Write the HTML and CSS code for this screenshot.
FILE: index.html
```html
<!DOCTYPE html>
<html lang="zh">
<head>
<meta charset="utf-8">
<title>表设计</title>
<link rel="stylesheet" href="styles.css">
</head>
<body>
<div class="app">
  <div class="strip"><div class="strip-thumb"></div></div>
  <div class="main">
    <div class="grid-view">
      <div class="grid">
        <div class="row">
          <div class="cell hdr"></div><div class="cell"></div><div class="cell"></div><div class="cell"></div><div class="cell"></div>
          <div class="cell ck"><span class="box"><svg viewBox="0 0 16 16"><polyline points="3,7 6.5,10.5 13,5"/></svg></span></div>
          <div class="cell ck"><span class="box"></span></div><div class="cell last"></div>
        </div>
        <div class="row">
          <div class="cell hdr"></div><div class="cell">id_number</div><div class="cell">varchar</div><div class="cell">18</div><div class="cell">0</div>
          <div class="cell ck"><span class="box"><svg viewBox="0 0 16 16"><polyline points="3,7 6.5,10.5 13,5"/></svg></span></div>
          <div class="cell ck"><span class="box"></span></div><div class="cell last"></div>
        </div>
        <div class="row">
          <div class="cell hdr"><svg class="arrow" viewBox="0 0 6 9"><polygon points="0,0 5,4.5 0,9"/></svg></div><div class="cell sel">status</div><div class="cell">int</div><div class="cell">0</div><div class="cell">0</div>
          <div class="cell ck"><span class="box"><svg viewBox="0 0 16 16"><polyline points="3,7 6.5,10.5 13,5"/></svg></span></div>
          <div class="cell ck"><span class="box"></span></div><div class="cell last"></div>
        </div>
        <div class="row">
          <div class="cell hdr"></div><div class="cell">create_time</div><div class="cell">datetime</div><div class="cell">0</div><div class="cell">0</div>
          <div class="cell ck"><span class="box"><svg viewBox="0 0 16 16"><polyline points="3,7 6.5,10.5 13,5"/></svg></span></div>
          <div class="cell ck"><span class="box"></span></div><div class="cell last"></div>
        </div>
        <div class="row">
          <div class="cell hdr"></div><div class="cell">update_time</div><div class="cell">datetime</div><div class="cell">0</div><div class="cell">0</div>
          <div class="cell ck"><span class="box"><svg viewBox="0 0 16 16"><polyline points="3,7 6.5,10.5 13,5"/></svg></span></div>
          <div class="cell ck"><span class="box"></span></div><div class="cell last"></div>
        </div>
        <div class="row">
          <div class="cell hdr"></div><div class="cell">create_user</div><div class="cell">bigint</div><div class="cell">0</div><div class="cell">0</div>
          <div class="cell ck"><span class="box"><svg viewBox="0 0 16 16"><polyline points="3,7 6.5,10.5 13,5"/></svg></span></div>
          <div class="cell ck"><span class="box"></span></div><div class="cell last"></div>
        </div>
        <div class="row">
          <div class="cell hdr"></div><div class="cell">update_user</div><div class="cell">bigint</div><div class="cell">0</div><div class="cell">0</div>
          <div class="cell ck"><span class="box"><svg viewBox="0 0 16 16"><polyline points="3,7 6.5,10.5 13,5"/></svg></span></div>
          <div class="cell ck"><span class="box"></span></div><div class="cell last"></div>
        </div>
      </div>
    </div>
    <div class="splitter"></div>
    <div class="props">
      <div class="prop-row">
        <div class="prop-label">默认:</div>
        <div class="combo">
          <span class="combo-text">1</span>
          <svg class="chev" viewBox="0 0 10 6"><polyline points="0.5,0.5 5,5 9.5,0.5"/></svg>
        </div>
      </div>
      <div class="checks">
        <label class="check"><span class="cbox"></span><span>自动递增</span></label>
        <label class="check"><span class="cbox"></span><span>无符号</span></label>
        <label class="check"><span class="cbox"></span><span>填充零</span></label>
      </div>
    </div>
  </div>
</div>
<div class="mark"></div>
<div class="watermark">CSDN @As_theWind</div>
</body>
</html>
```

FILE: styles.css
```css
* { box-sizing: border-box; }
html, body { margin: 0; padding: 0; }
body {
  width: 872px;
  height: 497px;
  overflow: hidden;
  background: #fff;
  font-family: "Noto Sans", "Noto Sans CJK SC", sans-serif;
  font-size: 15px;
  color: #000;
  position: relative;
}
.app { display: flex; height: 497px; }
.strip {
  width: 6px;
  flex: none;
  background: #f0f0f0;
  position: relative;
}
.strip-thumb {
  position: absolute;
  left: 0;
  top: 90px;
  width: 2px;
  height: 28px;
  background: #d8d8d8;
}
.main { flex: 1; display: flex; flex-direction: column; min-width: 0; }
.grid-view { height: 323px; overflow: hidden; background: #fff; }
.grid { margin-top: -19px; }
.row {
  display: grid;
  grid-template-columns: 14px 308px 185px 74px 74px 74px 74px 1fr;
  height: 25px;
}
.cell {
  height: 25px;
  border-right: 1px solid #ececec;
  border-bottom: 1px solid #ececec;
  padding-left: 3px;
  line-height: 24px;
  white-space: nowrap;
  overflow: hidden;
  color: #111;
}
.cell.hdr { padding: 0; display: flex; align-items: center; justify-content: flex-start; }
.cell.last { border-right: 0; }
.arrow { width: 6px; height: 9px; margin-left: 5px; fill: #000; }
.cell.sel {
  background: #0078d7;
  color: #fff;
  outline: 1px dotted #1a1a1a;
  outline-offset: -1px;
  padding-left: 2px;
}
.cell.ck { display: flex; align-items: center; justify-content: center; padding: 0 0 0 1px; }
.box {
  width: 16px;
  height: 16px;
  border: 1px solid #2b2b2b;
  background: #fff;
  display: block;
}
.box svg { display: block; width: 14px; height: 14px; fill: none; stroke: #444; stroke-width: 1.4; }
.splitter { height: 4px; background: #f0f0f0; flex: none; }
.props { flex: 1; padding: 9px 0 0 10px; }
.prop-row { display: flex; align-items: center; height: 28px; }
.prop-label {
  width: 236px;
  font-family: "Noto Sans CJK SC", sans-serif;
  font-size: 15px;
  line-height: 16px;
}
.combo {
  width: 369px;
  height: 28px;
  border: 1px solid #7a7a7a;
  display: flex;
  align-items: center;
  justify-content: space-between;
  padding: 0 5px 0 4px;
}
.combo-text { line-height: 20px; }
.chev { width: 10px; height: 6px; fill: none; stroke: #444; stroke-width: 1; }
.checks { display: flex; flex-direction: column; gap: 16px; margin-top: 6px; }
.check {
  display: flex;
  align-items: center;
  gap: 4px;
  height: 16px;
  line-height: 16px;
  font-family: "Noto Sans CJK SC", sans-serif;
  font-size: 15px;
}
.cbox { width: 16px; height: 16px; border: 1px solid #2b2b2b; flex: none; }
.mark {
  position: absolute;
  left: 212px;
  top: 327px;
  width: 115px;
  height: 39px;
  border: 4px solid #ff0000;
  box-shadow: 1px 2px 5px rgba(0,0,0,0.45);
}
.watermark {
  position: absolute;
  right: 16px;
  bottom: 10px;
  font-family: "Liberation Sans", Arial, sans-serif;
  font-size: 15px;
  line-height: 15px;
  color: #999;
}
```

> _Short problem_
Extract the full listing and reproduce each line exactly.

> _Written answer_
Write the HTML and CSS code for this screenshot.
FILE: index.html
```html
<!DOCTYPE html>
<html lang="zh">
<head>
<meta charset="utf-8">
<title>表设计</title>
<link rel="stylesheet" href="styles.css">
</head>
<body>
<div class="app">
  <div class="strip"><div class="strip-thumb"></div></div>
  <div class="main">
    <div class="grid-view">
      <div class="grid">
        <div class="row">
          <div class="cell hdr"></div><div class="cell"></div><div class="cell"></div><div class="cell"></div><div class="cell"></div>
          <div class="cell ck"><span class="box"><svg viewBox="0 0 16 16"><polyline points="3,7 6.5,10.5 13,5"/></svg></span></div>
          <div class="cell ck"><span class="box"></span></div><div class="cell last"></div>
        </div>
        <div class="row">
          <div class="cell hdr"></div><div class="cell">id_number</div><div class="cell">varchar</div><div class="cell">18</div><div class="cell">0</div>
          <div class="cell ck"><span class="box"><svg viewBox="0 0 16 16"><polyline points="3,7 6.5,10.5 13,5"/></svg></span></div>
          <div class="cell ck"><span class="box"></span></div><div class="cell last"></div>
        </div>
        <div class="row">
          <div class="cell hdr"><svg class="arrow" viewBox="0 0 6 9"><polygon points="0,0 5,4.5 0,9"/></svg></div><div class="cell sel">status</div><div class="cell">int</div><div class="cell">0</div><div class="cell">0</div>
          <div class="cell ck"><span class="box"><svg viewBox="0 0 16 16"><polyline points="3,7 6.5,10.5 13,5"/></svg></span></div>
          <div class="cell ck"><span class="box"></span></div><div class="cell last"></div>
        </div>
        <div class="row">
          <div class="cell hdr"></div><div class="cell">create_time</div><div class="cell">datetime</div><div class="cell">0</div><div class="cell">0</div>
          <div class="cell ck"><span class="box"><svg viewBox="0 0 16 16"><polyline points="3,7 6.5,10.5 13,5"/></svg></span></div>
          <div class="cell ck"><span class="box"></span></div><div class="cell last"></div>
        </div>
        <div class="row">
          <div class="cell hdr"></div><div class="cell">update_time</div><div class="cell">datetime</div><div class="cell">0</div><div class="cell">0</div>
          <div class="cell ck"><span class="box"><svg viewBox="0 0 16 16"><polyline points="3,7 6.5,10.5 13,5"/></svg></span></div>
          <div class="cell ck"><span class="box"></span></div><div class="cell last"></div>
        </div>
        <div class="row">
          <div class="cell hdr"></div><div class="cell">create_user</div><div class="cell">bigint</div><div class="cell">0</div><div class="cell">0</div>
          <div class="cell ck"><span class="box"><svg viewBox="0 0 16 16"><polyline points="3,7 6.5,10.5 13,5"/></svg></span></div>
          <div class="cell ck"><span class="box"></span></div><div class="cell last"></div>
        </div>
        <div class="row">
          <div class="cell hdr"></div><div class="cell">update_user</div><div class="cell">bigint</div><div class="cell">0</div><div class="cell">0</div>
          <div class="cell ck"><span class="box"><svg viewBox="0 0 16 16"><polyline points="3,7 6.5,10.5 13,5"/></svg></span></div>
          <div class="cell ck"><span class="box"></span></div><div class="cell last"></div>
        </div>
      </div>
    </div>
    <div class="splitter"></div>
    <div class="props">
      <div class="prop-row">
        <div class="prop-label">默认:</div>
        <div class="combo">
          <span class="combo-text">1</span>
          <svg class="chev" viewBox="0 0 10 6"><polyline points="0.5,0.5 5,5 9.5,0.5"/></svg>
        </div>
      </div>
      <div class="checks">
        <label class="check"><span class="cbox"></span><span>自动递增</span></label>
        <label class="check"><span class="cbox"></span><span>无符号</span></label>
        <label class="check"><span class="cbox"></span><span>填充零</span></label>
      </div>
    </div>
  </div>
</div>
<div class="mark"></div>
<div class="watermark">CSDN @As_theWind</div>
</body>
</html>
```

FILE: styles.css
```css
* { box-sizing: border-box; }
html, body { margin: 0; padding: 0; }
body {
  width: 872px;
  height: 497px;
  overflow: hidden;
  background: #fff;
  font-family: "Noto Sans", "Noto Sans CJK SC", sans-serif;
  font-size: 15px;
  color: #000;
  position: relative;
}
.app { display: flex; height: 497px; }
.strip {
  width: 6px;
  flex: none;
  background: #f0f0f0;
  position: relative;
}
.strip-thumb {
  position: absolute;
  left: 0;
  top: 90px;
  width: 2px;
  height: 28px;
  background: #d8d8d8;
}
.main { flex: 1; display: flex; flex-direction: column; min-width: 0; }
.grid-view { height: 323px; overflow: hidden; background: #fff; }
.grid { margin-top: -19px; }
.row {
  display: grid;
  grid-template-columns: 14px 308px 185px 74px 74px 74px 74px 1fr;
  height: 25px;
}
.cell {
  height: 25px;
  border-right: 1px solid #ececec;
  border-bottom: 1px solid #ececec;
  padding-left: 3px;
  line-height: 24px;
  white-space: nowrap;
  overflow: hidden;
  color: #111;
}
.cell.hdr { padding: 0; display: flex; align-items: center; justify-content: flex-start; }
.cell.last { border-right: 0; }
.arrow { width: 6px; height: 9px; margin-left: 5px; fill: #000; }
.cell.sel {
  background: #0078d7;
  color: #fff;
  outline: 1px dotted #1a1a1a;
  outline-offset: -1px;
  padding-left: 2px;
}
.cell.ck { display: flex; align-items: center; justify-content: center; padding: 0 0 0 1px; }
.box {
  width: 16px;
  height: 16px;
  border: 1px solid #2b2b2b;
  background: #fff;
  display: block;
}
.box svg { display: block; width: 14px; height: 14px; fill: none; stroke: #444; stroke-width: 1.4; }
.splitter { height: 4px; background: #f0f0f0; flex: none; }
.props { flex: 1; padding: 9px 0 0 10px; }
.prop-row { display: flex; align-items: center; height: 28px; }
.prop-label {
  width: 236px;
  font-family: "Noto Sans CJK SC", sans-serif;
  font-size: 15px;
  line-height: 16px;
}
.combo {
  width: 369px;
  height: 28px;
  border: 1px solid #7a7a7a;
  display: flex;
  align-items: center;
  justify-content: space-between;
  padding: 0 5px 0 4px;
}
.combo-text { line-height: 20px; }
.chev { width: 10px; height: 6px; fill: none; stroke: #444; stroke-width: 1; }
.checks { display: flex; flex-direction: column; gap: 16px; margin-top: 6px; }
.check {
  display: flex;
  align-items: center;
  gap: 4px;
  height: 16px;
  line-height: 16px;
  font-family: "Noto Sans CJK SC", sans-serif;
  font-size: 15px;
}
.cbox { width: 16px; height: 16px; border: 1px solid #2b2b2b; flex: none; }
.mark {
  position: absolute;
  left: 212px;
  top: 327px;
  width: 115px;
  height: 39px;
  border: 4px solid #ff0000;
  box-shadow: 1px 2px 5px rgba(0,0,0,0.45);
}
.watermark {
  position: absolute;
  right: 16px;
  bottom: 10px;
  font-family: "Liberation Sans", Arial, sans-serif;
  font-size: 15px;
  line-height: 15px;
  color: #999;
}
```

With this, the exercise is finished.